The Musings of A Simple Country Man

By Hobie Morris

One is not born into the World to do everything but to do something. -Henry David Thoreau

(Nov. 2012) It is my lucky day. I find two pennies! I spot the first one in the Hannaford parking lot in Clinton; the other that evening on the floor in Brookfield’s popular Beaver Den diner.

I wish I had a dollar for every coin I’ve discovered over the years. The penny, of course, remains the easiest dropped and quickest forgotten.

The penny has diminishing value and importance in financial matters, so much so that there has been a cry to eliminate the coin altogether.

I expect that unless you are of my generation in all likelihood you won’t bend down and pick up a solitary penny that someone has dropped. The ones I pick up are usually pretty beat up. Seldom are they in “mint condition.”
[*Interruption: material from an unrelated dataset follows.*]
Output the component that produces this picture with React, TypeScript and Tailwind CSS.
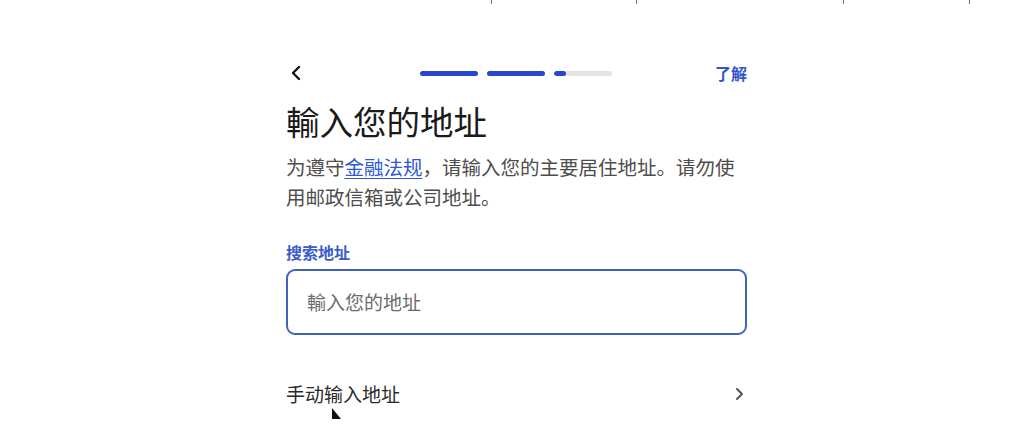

Metaphorically these battered coins remind me of the present human condition. We all feel “beat up” by life from time to time. That, like the penny, we have little worth to ourselves and anybody else.

While – we may seem at times – worthless, each of us has the potential to exert amazing, life changing, positive forces on the lives of others. Like each of us that single, common penny we find on the ground near the gas pumps at the local Nice N Easy has absolutely amazing power. We, like the battered penny, have tremendous value. Let me explain.

If you donated all the pennies—and other coins—you’ve picked up during the past year to a favorite charity you’d be shocked how their value has multiplied beyond your wildest imagination.

I’m going to offer you some money, but you must decide how you want it. (I’ll make the offer and come back to it after you’ve had a chance to consider the options).

In May I’ll give you a single penny on May 1; on May 2, 2 pennies; May 3, 4 pennies-doubling the pennies each day for 31 days; or on May 1 I’ll write you out a check for $10,000. For the next 30 days you’ll receive a similar check each day.You must decide, the check or pennies!

In 1905 a big company bid on a project that included some necessary dredging work. The project cost estimate was calculated down to the exact cent, except for the dredging. The figure they came up with was within half-cent per cubic foot. One of the partners wanted to find out more precisely how much they’d have to dredge

A younger partner said, why bother, it was only a half-cent.

The company signed the contract. After six months of work it developed the company would have to dredge 10,000,000 cubic feet of material. It would cost the company exactly half-cent per cubic feet more than they were getting paid for the dredging job. The younger partner’s “why bother” cost the firm $50,000; a staggering amount in 1905.

After three years the company was still working to fulfill a contract at a heavy loss. Just because a man didn’t think a half-cent was worth bothering about.

What have you decided on my offer?

Ten thousand dollars a day for 31 days? Three hundred and ten thousand dollars would make you pretty happy, wouldn’t it! Sounds better than a single penny doubling every day for 31 days. Pretty simple decision isn’t it? But is it!

Take that lowly single penny in your hand on May 1. After 10 days you’re up to the impressive $5.12. But wait—after 25 days the figure is $167,000. That’s a little better isn’t it. Six days later the sum has rocketed up to $10,700,000. Yes, that’s millions! And it all began with a single penny!

Can you imagine if 100,000 people saved a single penny a day for a year and then donated the amount to a needy cause how much good that $365,000 could do!

A penny, like each of us, if properly used, can have a tremendously powerful and positive impact on people and the world.

We far too often underestimate just how powerful our voice can be. Take a single compliment, for instance, and doubling it as we did the single penny for 31 days. Can you imagine the power of over 10 million complimented people. Who knows how encouraging words can impact the thoughts and actions of others! Positive people make communities alive and vibrant. Communities are built up by people who care. Who make little decisions daily that add up over time to making a community better. What if we all decide to throw just one piece of trash out of the car? What if we all picked up just one piece of trash every day. While we can’t control the actions of others we do have control over our own.

While we don’t have control over a lot of things in our lives that’s no excuse for not using the power we do have. What can we do—that if multiplied like the single penny can have such an amazingly positive rippling effect—like a stone thrown in a pool of water.

These once again remain the musings of a simple country man who still gladly bends down and picks up that solitary penny. I see value in it even if most others don’t.

Hobie Morris is a Brookfield resident and simple country man.